Avant-hier, le soulagement : la mère de Natacha Kudritskaya a réussi à quitter l'Ukraine. "C’était un parcours du combattant, pour ma maman qui d’habitude a peur de prendre un avion de Kiev à Paris. Là elle a réussi à monter dans le train et à passer la frontière grâce aux nombreux volontaires mobilisés", relate la pianiste. "Mon frère étant mobilisé, il ne peut évidemment pas quitter le pays, il est réserviste. J'espère que sa famille va prendre une décision et me rejoindre. Mon père ce n’est même pas la peine d’en parler : il ne quittera pas l’Ukraine."

Je suis née en Russie, en Oural. J’ai vécu à Kiev depuis l’âge de 3 ans. Je suis Ukrainienne, mon père est ukrainien, ma mère tatare. On est tous mélangé et on a des liens avec tout le monde, ce conflit est d’autant plus aberrant. Il est monté de toute pièce par la mégalomanie d’un seul personnage, c’est extrêmement triste."

"Après un moment de sidération totale, j’avoue que pendant un ou deux jours on n’a pas dormi, on avait les yeux rivés sur les écrans pour essayer de comprendre, d’analyser ce qu’il se passait, ce que Poutine voulait, jusqu’où il voulait aller", poursuit Natacha Kudritskaya, en contact permanent avec ses proches. "Et quand les gens ont commencé à me parler de concerts, je me suis dit 'qu’est-ce que ça va changer ? Ça ne sert à rien.' "

Le temps de l'entraide

Puis est venu le moment d'agir. "Je me suis dit qu’il fallait absolument se mobiliser, dépasser notre sidération." Elle et d'autres artistes se sont ainsi coordonnés avec le Festival Musiq3, à Bruxelles, qui possède déjà une structure importante d’accueil des familles, notamment grâce au concours Reine Élisabeth : "Ils proposent donc de recevoir les familles de musiciens qui vont fuir, un accueil, la prise en charge médicale, éventuellement la réinsertion et le travail si la situation tourne vraiment mal et qu’ils n’ont plus d’endroit ou revenir."

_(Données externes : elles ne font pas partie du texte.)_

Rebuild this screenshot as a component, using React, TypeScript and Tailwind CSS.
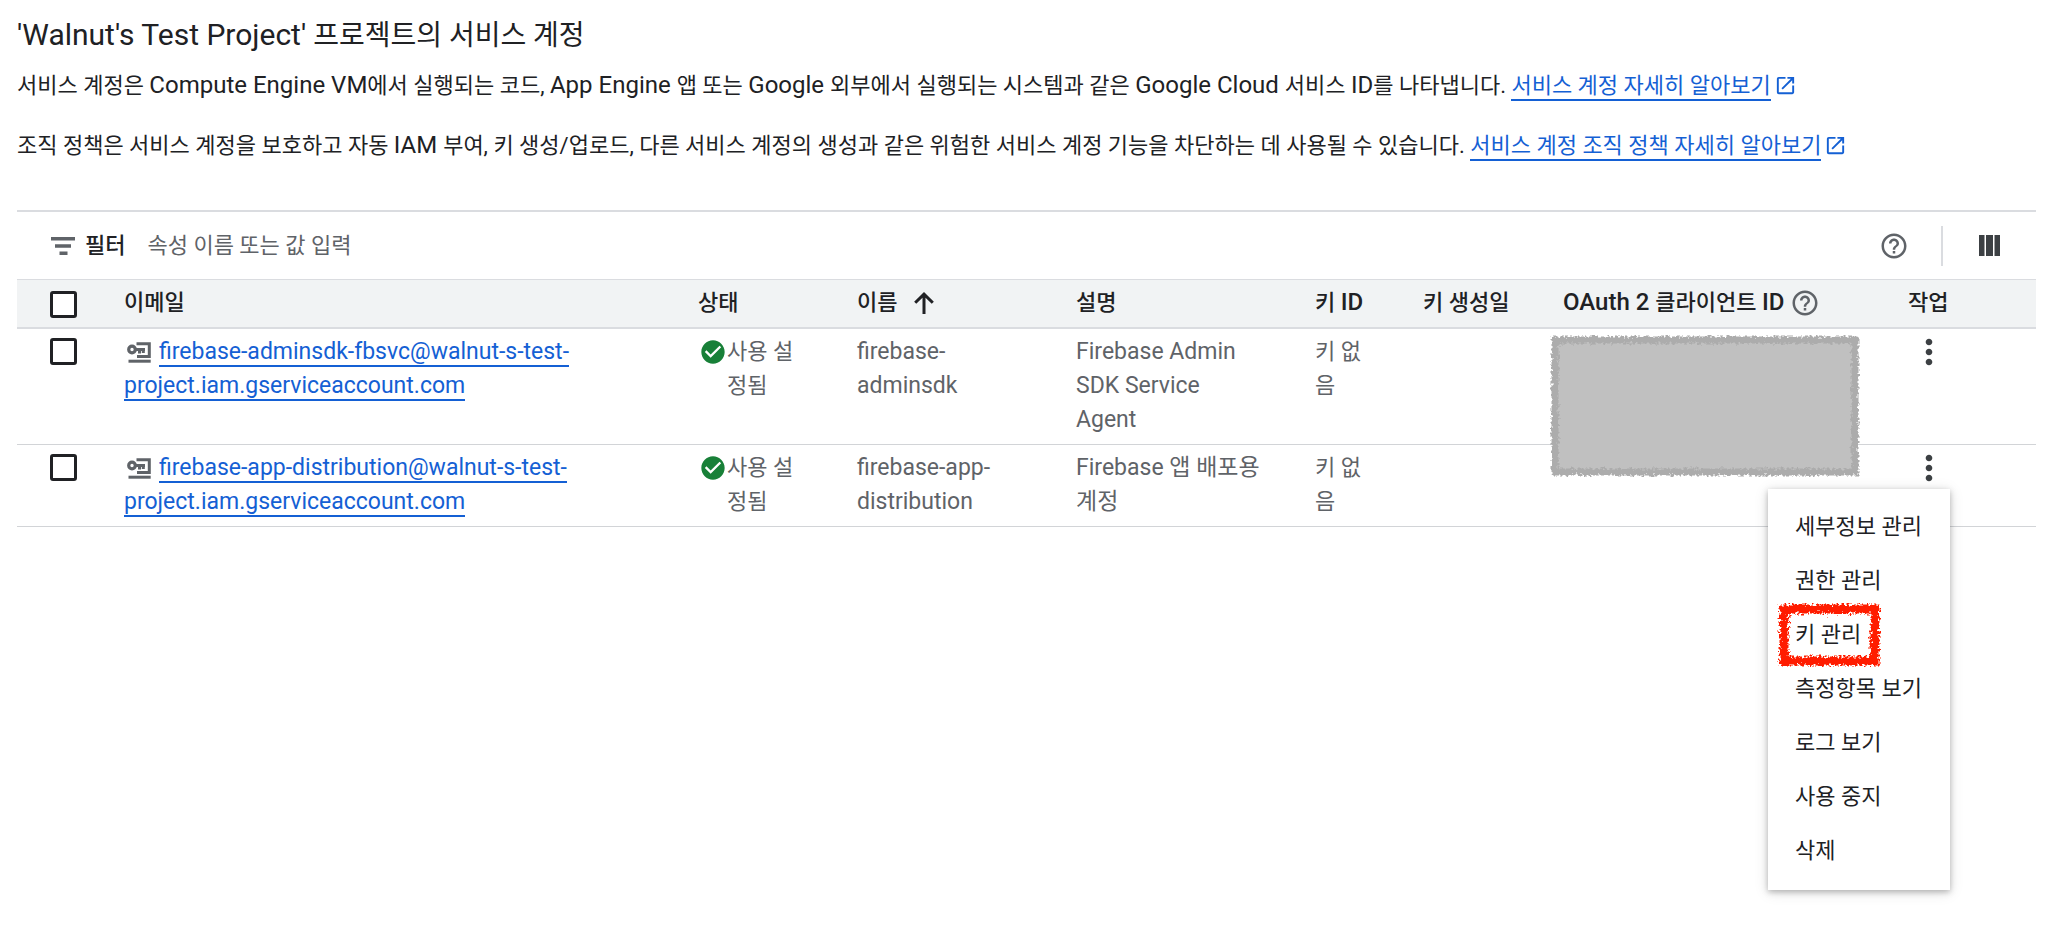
import { useId } from 'react';
import {
  MdCheckCircle,
  MdHelpOutline,
  MdMoreVert,
  MdOpenInNew,
} from 'react-icons/md';

type Account = {
  email: string;
  name: string;
  description: string;
};

const accounts: Account[] = [
  {
    email: 'firebase-adminsdk-fbsvc@walnut-s-test-project.iam.gserviceaccount.com',
    name: 'firebase-adminsdk',
    description: 'Firebase Admin SDK Service Agent',
  },
  {
    email: 'firebase-app-distribution@walnut-s-test-project.iam.gserviceaccount.com',
    name: 'firebase-app-distribution',
    description: 'Firebase 앱 배포용 계정',
  },
];

const menuItems = [
  '세부정보 관리',
  '권한 관리',
  '키 관리',
  '측정항목 보기',
  '로그 보기',
  '사용 중지',
  '삭제',
];

// Sets Latin runs slightly larger so they sit evenly beside Hangul.
function Mixed({ text }: { text: string }) {
  return (
    <>
      {text.split(/([A-Za-z][A-Za-z0-9 ]*)/).map((part, index) =>
        index % 2 === 1 ? (
          <span key={index} lang="en" className="text-[24px] leading-none">
            {part}
          </span>
        ) : (
          part
        ),
      )}
    </>
  );
}

function DocLink({ text }: { text: string }) {
  return (
    <a href="#docs" className="text-[#1460d4]">
      <span className="border-b-2 border-[#1460d4] pb-px">{text}</span>
      <MdOpenInNew className="ml-[3px] inline size-[23px] align-[-4px]" aria-hidden="true" />
    </a>
  );
}

function Checkbox({ label }: { label: string }) {
  return (
    <input
      type="checkbox"
      aria-label={label}
      className="block size-[27px] appearance-none rounded-[3px] border-3 border-[#202124] bg-white"
    />
  );
}

function FilterIcon() {
  return (
    <svg viewBox="0 0 24 18" className="ml-1 h-[18px] w-6" fill="#5f6368" aria-hidden="true">
      <path d="M0 0h24v3.600H0zM4 7.200h16v3.600H4zM8.500 14.400h8V18h-8z" />
    </svg>
  );
}

function ArrowUpIcon() {
  return (
    <svg viewBox="0 0 20 22" className="h-[22px] w-5" fill="none" stroke="#202124" strokeWidth="3" aria-hidden="true">
      <path d="M10 22V2.500M1.200 10.800 10 2.200l8.800 8.600" />
    </svg>
  );
}

function ServiceAccountIcon() {
  return (
    <svg viewBox="0 0 24 21" className="mr-2 ml-[3px] inline h-[21px] w-6 align-[-4px]" aria-hidden="true">
      <g fill="none" stroke="#5f6368">
        <circle cx="5" cy="7.500" r="3.300" strokeWidth="3.200" />
        <path d="M8 7.500h10M12.500 7.500v4M16.300 7.500v3.600" strokeWidth="3" />
        <path d="M9.500 1.800h12.800v12.800H10" strokeWidth="3" />
        <path d="M1.500 19.200h22.200" strokeWidth="3" />
      </g>
    </svg>
  );
}

function ColumnsIcon() {
  return (
    <svg viewBox="0 0 21 21" className="size-[21px]" fill="#3c4043" aria-hidden="true">
      <path d="M0 0h5.500v21H0zM7 0h7v21H7zM15.500 0H21v21h-5.500z" />
    </svg>
  );
}

function BrushedBlock() {
  const id = useId();
  return (
    <svg viewBox="0 0 310 142" className="absolute top-0 -left-[13px] z-10 h-[142px] w-[310px]" aria-hidden="true">
      <filter id={id} x="-5%" y="-5%" width="110%" height="110%">
        <feTurbulence type="fractalNoise" baseFrequency="0.35" numOctaves="2" seed="4" />
        <feDisplacementMap in="SourceGraphic" scale="7" xChannelSelector="R" yChannelSelector="G" />
      </filter>
      <rect x="5" y="5" width="300" height="132" fill="#c0c0c0" />
      <rect x="5" y="5" width="300" height="132" fill="none" stroke="#acacac" strokeWidth="7" filter={`url(#${id})`} />
    </svg>
  );
}

function BrushedFrame() {
  const id = useId();
  return (
    <svg
      viewBox="0 0 104 66"
      className="pointer-events-none absolute top-1/2 -left-[18px] h-[66px] w-[104px] -translate-y-1/2"
      aria-hidden="true"
    >
      <filter id={id} x="-10%" y="-10%" width="120%" height="120%">
        <feTurbulence type="fractalNoise" baseFrequency="0.4" numOctaves="2" seed="9" />
        <feDisplacementMap in="SourceGraphic" scale="10" xChannelSelector="R" yChannelSelector="G" />
      </filter>
      <rect x="7" y="7" width="91" height="52" fill="none" stroke="#ff1e00" strokeWidth="9" filter={`url(#${id})`} />
    </svg>
  );
}

function ActionsMenu() {
  return (
    <div
      role="menu"
      className="absolute top-full right-0 z-20 mt-1 flex w-[182px] flex-col bg-white pt-[11px] pb-3 shadow-[0_2px_6px_rgba(0,0,0,0.26),0_2px_14px_rgba(0,0,0,0.12)]"
    >
      {menuItems.map((item) => (
        <button key={item} type="button" role="menuitem" className="flex h-[54px] items-center px-[27px] text-left">
          <span className="relative whitespace-nowrap">
            {item}
            {item === '키 관리' && <BrushedFrame />}
          </span>
        </button>
      ))}
    </div>
  );
}

export default function App() {
  return (
    <main className="min-h-screen bg-white py-4 pr-3 pl-[17px] font-[Roboto,'Noto_Sans_CJK_KR',sans-serif] text-[22px] leading-[34px] text-[#202124]">
      <h1 className="text-[28px] leading-[38px]">
        <span lang="en" className="text-[30px]">
          'Walnut's Test Project'
        </span>{' '}
        프로젝트의 서비스 계정
      </h1>
      <p className="mt-[14px]">
        <Mixed text="서비스 계정은 Compute Engine VM에서 실행되는 코드, App Engine 앱 또는 Google 외부에서 실행되는 시스템과 같은 Google Cloud 서비스 ID를 나타냅니다." />{' '}
        <DocLink text="서비스 계정 자세히 알아보기" />
      </p>
      <p className="mt-[26px]">
        <Mixed text="조직 정책은 서비스 계정을 보호하고 자동 IAM 부여, 키 생성/업로드, 다른 서비스 계정의 생성과 같은 위험한 서비스 계정 기능을 차단하는 데 사용될 수 있습니다." />{' '}
        <DocLink text="서비스 계정 조직 정책 자세히 알아보기" />
      </p>

      <section className="mt-[47px] border-t-2 border-[#dadce0]">
        <div className="flex h-[67px] items-center pl-[30px]">
          <FilterIcon />
          <label htmlFor="filter" className="ml-2.5 font-medium">
            필터
          </label>
          <input
            id="filter"
            placeholder="속성 이름 또는 값 입력"
            className="ml-[22px] min-w-0 flex-1 outline-none placeholder:text-[#5f6368]"
          />
          <button type="button" aria-label="도움말" className="mr-8">
            <MdHelpOutline className="size-[30px] text-[#5f6368]" />
          </button>
          <div className="h-10 border-l-2 border-[#dadce0]" />
          <button type="button" aria-label="열 표시 옵션" className="mr-9 ml-9">
            <ColumnsIcon />
          </button>
        </div>

        <table className="w-full table-fixed border-collapse text-left">
          <colgroup>
            <col className="w-[107px]" />
            <col className="w-[574px]" />
            <col className="w-[159px]" />
            <col className="w-[219px]" />
            <col className="w-[239px]" />
            <col className="w-[108px]" />
            <col className="w-[140px]" />
            <col className="w-[345px]" />
            <col className="w-[128px]" />
          </colgroup>
          <thead>
            <tr className="h-12 border-t border-b-2 border-[#dadce0] bg-[#f1f3f4] *:font-medium">
              <th className="pt-[3px] pl-[33px]">
                <Checkbox label="모두 선택" />
              </th>
              <th>이메일</th>
              <th>상태</th>
              <th>
                <span className="flex items-center gap-[17px]">
                  이름 <ArrowUpIcon />
                </span>
              </th>
              <th>설명</th>
              <th>
                <Mixed text="키 ID" />
              </th>
              <th>키 생성일</th>
              <th>
                <span className="flex items-center gap-1.5">
                  <span>
                    <Mixed text="OAuth 2 클라이언트 ID" />
                  </span>
                  <MdHelpOutline className="size-[30px] text-[#5f6368]" aria-hidden="true" />
                </span>
              </th>
              <th>작업</th>
            </tr>
          </thead>
          <tbody className="text-[#5f6368]">
            {accounts.map((account, index) => (
              <tr key={account.name} className="border-b border-[#d2d4d7] align-top *:pt-1.5 *:pb-[7px]">
                <td className="pl-[33px]">
                  <div className="flex h-[34px] items-center">
                    <Checkbox label={account.name} />
                  </div>
                </td>
                <td className="pr-8 text-[23px]">
                  <ServiceAccountIcon />
                  <a href="#account" className="border-b-2 border-[#1460d4] text-[#1460d4]">
                    {account.email}
                  </a>
                </td>
                <td className="pr-[54px]">
                  <div className="flex">
                    <MdCheckCircle className="mt-[3px] ml-px size-7 shrink-0 text-[#188038]" aria-hidden="true" />
                    <span>사용 설정됨</span>
                  </div>
                </td>
                <td className="pr-12 text-[23px]">{account.name}</td>
                <td className="pr-[52px] text-[23px]">{account.description}</td>
                <td className="pr-[52px]">키 없음</td>
                <td />
                <td>
                  {index === 0 && (
                    <div className="relative">
                      <BrushedBlock />
                    </div>
                  )}
                </td>
                <td className="text-[#202124]">
                  <div className="relative w-[42px]">
                    <button
                      type="button"
                      aria-label="작업 더보기"
                      className="flex h-[34px] w-full items-center justify-center"
                    >
                      <MdMoreVert className="size-10 shrink-0 text-[#3c4043]" />
                    </button>
                    {index === 1 && <ActionsMenu />}
                  </div>
                </td>
              </tr>
            ))}
          </tbody>
        </table>
      </section>
    </main>
  );
}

Natacha Kudritskaya annonce aussi la mise en place d'une plateforme en ligne pour la récolte de dons, et l'organisation de concerts. "Nous allons notamment donner un concert au Petit Palais à Paris, en partenariat avec les Jeunes Talents. Les musiciens ont tout de suite répondu à l’appel : Anne Queffélec , Gaspard Dehaene, Thomas Enhco, Deborah Nemtanu, Adam Laloum…" Le concert aura lieu à 15h, le 27 mars prochain, et tous les dons seront versés à la Fondation Roi Baudouin, à Bruxelles.